### Set problem:
Identify every line in the records below that contains the word "styles", and reproduce each one.

Source data
——————
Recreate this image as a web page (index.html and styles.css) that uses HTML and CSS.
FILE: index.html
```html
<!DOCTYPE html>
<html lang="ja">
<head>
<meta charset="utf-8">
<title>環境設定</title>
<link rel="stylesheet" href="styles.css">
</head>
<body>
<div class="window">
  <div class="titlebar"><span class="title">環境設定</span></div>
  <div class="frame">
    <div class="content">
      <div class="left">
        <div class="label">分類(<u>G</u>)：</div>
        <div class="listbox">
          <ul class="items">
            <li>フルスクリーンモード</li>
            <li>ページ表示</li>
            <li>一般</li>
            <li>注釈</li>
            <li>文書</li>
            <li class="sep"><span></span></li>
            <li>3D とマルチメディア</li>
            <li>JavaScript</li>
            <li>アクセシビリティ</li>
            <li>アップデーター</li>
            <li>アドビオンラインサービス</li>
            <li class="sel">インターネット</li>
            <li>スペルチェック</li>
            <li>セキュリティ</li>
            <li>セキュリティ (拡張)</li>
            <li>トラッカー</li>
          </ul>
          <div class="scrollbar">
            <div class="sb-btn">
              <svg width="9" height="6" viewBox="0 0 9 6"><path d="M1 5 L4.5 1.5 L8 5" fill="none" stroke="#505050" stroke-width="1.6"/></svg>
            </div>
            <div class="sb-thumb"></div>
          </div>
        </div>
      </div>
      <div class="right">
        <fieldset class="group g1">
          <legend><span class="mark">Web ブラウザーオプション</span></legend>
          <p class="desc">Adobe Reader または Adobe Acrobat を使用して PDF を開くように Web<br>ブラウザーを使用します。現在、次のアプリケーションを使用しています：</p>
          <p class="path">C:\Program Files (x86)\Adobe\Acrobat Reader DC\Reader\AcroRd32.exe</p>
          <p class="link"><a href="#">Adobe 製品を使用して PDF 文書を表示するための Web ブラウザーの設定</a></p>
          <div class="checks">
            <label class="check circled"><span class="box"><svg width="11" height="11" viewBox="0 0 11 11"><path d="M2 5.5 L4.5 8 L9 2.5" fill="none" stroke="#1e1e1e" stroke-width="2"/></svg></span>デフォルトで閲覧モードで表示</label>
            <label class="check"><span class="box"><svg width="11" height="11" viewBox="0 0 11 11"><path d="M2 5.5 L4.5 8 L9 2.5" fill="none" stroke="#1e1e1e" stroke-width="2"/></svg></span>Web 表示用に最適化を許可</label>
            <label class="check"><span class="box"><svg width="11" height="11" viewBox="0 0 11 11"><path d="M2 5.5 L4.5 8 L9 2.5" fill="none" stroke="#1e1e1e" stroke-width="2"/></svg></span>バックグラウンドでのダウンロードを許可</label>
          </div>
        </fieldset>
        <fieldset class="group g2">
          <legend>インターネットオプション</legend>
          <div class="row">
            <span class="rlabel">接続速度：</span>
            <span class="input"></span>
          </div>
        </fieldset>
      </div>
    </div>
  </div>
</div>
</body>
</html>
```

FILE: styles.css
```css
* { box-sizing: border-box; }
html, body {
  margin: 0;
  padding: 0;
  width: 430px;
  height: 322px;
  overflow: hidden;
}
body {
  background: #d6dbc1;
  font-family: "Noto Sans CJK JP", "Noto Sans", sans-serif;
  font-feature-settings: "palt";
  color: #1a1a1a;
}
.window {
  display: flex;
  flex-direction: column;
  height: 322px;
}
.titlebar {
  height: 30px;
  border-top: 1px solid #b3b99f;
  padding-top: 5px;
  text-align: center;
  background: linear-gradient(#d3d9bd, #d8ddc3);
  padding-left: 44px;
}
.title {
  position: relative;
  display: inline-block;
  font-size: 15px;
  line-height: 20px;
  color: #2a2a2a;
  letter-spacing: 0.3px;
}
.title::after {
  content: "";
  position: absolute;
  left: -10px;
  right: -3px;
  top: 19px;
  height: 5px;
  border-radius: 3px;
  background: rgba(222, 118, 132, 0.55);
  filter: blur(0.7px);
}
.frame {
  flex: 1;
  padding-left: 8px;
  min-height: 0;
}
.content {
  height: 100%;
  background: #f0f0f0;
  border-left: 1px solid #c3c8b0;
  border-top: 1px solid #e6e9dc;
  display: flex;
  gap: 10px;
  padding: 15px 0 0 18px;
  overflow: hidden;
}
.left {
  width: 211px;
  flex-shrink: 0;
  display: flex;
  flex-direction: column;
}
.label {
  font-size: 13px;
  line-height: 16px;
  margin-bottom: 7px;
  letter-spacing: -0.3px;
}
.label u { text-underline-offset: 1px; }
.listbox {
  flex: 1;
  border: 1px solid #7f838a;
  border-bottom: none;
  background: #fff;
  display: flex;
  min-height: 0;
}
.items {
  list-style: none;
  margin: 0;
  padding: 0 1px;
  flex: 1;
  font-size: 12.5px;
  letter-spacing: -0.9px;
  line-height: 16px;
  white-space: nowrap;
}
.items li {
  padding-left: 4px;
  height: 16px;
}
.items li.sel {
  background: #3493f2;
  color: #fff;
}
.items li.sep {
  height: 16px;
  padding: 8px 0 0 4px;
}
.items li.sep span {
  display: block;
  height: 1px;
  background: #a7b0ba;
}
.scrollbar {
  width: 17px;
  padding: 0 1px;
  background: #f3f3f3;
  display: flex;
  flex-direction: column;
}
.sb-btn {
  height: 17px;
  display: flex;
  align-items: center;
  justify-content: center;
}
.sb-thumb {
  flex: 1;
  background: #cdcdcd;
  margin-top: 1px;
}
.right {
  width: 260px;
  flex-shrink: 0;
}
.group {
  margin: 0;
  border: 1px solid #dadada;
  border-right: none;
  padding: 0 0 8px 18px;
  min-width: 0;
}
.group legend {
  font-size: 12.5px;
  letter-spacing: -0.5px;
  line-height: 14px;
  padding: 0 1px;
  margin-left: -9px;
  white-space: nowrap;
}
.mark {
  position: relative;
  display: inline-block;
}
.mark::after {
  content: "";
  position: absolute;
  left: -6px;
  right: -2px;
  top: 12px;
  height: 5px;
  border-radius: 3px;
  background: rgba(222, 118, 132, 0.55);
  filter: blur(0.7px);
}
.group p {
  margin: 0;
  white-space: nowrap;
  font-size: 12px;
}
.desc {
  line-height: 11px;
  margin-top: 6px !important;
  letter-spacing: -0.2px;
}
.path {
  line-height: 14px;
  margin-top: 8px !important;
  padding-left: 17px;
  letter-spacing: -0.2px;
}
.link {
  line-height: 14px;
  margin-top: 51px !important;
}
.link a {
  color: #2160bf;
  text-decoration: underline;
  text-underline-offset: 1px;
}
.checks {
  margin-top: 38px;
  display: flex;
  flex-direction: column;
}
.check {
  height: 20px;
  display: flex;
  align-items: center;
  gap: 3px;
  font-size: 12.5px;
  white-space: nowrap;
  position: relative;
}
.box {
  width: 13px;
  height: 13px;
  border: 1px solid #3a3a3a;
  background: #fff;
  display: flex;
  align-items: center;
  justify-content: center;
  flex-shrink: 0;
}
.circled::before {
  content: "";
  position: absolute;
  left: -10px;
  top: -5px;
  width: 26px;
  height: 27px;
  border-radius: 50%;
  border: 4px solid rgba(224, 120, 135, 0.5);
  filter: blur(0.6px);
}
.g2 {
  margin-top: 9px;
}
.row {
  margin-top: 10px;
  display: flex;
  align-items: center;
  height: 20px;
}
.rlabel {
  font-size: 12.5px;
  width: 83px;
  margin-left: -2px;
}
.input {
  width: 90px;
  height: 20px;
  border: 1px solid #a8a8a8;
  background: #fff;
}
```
——————
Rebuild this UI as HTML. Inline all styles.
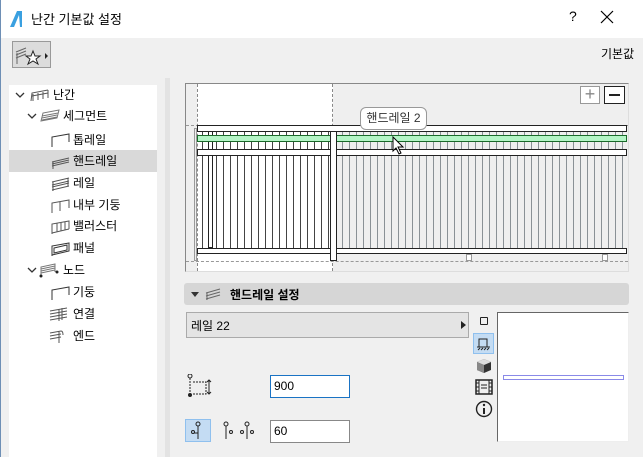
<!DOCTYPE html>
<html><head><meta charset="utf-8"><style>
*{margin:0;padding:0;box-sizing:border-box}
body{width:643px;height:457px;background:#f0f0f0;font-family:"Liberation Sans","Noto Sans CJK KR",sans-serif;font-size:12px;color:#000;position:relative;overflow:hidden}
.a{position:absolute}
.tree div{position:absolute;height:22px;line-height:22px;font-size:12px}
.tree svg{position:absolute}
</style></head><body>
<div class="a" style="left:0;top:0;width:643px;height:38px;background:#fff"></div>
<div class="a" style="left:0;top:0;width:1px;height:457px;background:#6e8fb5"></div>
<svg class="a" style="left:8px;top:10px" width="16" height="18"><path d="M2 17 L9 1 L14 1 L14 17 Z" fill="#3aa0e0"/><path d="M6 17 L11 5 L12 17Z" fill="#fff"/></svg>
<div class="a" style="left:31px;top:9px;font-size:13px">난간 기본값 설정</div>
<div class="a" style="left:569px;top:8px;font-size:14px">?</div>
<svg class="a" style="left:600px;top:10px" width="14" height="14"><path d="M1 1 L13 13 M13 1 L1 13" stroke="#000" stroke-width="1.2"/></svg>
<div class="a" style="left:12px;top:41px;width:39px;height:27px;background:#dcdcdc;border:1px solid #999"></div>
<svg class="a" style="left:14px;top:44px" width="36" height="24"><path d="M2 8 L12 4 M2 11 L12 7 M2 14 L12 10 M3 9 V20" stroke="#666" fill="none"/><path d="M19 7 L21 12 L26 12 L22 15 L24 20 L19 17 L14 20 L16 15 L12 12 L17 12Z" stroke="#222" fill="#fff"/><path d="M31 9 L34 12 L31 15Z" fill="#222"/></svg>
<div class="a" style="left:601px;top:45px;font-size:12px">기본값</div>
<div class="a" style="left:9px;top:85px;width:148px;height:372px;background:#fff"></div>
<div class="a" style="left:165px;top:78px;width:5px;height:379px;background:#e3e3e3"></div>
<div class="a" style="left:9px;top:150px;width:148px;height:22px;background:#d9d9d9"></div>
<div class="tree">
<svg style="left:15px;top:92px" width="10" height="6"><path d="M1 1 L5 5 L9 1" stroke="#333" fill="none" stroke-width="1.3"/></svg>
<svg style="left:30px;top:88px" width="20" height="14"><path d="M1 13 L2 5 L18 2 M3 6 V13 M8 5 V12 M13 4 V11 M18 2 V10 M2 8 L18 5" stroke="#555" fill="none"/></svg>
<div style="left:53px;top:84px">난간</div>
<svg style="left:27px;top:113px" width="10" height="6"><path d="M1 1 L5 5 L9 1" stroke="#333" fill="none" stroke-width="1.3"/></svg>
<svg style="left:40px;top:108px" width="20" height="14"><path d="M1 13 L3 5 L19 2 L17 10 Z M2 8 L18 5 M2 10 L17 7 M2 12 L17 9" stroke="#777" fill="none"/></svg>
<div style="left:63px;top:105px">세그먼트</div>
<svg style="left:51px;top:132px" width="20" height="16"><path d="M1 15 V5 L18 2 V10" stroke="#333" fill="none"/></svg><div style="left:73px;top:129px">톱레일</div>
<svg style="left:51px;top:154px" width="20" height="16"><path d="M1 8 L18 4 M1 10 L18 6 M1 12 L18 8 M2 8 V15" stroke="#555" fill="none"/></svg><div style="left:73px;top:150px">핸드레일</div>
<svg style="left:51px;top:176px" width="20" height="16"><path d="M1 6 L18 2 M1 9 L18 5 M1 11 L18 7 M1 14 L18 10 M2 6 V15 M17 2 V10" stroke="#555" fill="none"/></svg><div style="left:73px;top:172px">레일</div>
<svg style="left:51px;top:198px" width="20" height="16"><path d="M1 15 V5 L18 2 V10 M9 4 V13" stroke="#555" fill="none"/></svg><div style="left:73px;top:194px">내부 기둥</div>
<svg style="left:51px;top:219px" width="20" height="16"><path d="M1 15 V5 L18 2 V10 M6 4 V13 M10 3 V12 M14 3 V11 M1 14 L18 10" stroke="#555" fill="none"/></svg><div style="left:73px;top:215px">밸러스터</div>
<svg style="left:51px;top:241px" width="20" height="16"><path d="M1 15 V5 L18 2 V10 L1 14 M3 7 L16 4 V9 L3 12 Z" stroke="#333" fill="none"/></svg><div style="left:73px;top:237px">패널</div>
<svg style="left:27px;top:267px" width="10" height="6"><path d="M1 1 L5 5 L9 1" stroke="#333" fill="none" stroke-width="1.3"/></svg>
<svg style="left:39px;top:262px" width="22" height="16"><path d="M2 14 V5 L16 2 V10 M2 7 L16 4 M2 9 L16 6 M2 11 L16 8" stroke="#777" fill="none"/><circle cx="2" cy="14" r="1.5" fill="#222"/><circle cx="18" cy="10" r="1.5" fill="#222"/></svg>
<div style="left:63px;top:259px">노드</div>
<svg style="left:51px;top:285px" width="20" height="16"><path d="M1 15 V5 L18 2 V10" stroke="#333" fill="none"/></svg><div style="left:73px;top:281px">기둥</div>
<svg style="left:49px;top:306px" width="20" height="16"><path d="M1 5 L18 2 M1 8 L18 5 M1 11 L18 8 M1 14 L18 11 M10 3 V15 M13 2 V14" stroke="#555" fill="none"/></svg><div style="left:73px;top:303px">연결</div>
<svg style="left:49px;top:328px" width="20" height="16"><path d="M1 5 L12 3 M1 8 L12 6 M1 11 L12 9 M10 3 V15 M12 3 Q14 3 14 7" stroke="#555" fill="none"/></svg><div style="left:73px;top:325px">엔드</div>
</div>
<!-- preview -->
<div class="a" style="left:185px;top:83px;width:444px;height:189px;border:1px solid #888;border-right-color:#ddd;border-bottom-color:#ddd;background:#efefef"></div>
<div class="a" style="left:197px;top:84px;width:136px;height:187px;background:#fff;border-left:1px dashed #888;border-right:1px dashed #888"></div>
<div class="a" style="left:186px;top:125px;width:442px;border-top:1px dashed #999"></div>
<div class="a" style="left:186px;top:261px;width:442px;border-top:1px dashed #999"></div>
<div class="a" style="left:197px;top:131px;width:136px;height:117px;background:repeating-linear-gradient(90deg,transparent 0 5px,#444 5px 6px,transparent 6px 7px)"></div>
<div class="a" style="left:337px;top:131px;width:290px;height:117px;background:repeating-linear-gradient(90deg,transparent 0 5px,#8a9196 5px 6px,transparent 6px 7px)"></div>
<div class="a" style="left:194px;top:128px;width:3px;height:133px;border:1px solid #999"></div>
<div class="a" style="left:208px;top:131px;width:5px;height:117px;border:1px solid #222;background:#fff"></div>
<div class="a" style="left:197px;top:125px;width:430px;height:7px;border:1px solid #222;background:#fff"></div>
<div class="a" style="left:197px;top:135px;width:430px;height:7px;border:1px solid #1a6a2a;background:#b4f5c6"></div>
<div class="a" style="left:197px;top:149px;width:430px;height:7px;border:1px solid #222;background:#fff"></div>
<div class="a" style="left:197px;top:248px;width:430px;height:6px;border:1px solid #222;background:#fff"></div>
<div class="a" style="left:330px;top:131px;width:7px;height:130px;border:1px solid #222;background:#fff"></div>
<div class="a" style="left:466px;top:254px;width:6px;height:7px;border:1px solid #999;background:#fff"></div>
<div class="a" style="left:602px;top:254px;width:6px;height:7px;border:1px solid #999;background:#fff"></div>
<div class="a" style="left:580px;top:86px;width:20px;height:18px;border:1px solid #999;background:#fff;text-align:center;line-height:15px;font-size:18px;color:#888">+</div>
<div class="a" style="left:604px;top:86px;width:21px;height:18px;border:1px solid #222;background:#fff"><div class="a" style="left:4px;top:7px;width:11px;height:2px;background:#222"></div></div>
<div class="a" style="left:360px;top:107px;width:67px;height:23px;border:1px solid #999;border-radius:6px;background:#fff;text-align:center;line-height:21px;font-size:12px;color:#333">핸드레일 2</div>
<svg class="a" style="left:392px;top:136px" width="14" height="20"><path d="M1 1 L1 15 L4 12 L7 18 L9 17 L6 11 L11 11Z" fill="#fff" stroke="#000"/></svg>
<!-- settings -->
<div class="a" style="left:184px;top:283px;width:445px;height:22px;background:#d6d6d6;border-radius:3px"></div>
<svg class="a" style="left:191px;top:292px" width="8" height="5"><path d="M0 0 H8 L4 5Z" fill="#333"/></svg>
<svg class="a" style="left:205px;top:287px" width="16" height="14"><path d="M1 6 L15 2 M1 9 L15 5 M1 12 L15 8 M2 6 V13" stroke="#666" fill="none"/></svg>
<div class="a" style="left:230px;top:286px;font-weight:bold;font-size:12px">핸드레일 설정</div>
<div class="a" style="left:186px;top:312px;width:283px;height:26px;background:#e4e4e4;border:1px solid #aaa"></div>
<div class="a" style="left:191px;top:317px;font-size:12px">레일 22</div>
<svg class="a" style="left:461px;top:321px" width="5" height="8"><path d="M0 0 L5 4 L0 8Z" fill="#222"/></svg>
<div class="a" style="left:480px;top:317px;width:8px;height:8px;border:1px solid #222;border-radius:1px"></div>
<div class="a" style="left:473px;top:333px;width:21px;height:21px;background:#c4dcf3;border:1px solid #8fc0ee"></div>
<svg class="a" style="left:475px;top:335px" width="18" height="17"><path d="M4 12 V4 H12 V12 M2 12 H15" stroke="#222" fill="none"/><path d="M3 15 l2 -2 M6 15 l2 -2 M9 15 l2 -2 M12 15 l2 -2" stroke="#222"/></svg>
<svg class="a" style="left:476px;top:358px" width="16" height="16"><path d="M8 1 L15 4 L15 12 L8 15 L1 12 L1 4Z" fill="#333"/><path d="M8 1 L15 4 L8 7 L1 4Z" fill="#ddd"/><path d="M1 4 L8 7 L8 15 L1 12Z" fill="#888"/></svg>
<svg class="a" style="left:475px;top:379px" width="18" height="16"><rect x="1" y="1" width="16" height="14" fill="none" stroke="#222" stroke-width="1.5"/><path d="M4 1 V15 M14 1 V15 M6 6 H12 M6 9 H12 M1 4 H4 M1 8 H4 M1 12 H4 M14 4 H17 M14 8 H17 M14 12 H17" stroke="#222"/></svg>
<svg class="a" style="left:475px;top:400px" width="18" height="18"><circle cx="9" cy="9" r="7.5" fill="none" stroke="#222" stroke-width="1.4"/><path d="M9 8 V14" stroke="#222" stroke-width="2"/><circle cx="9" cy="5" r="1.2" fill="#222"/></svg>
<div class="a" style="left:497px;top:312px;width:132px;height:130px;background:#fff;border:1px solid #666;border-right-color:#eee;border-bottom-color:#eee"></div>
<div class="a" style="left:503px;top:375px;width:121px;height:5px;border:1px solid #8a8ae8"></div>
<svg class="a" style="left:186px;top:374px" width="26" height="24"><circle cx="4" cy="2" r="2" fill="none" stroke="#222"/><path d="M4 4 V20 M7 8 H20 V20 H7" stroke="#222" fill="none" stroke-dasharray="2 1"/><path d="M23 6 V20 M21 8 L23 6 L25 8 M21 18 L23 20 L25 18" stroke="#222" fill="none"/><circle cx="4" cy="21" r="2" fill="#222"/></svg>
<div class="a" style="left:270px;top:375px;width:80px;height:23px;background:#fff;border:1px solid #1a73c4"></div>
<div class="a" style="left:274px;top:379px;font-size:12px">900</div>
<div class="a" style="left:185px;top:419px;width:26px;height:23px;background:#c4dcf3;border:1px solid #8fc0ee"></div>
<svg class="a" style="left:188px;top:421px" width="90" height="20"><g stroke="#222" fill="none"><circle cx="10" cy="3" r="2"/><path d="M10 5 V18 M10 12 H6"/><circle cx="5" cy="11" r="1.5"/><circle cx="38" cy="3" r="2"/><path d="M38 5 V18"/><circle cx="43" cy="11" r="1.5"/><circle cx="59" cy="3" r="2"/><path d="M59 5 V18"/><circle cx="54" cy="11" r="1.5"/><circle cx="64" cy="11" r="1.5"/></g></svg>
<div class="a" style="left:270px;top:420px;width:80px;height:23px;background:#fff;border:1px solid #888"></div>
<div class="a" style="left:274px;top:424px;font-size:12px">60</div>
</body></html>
——————
### Response for this exercise:
Recreate this image as a web page (index.html and styles.css) that uses HTML and CSS.
<link rel="stylesheet" href="styles.css">
FILE: styles.css
Rebuild this UI as HTML. Inline all styles.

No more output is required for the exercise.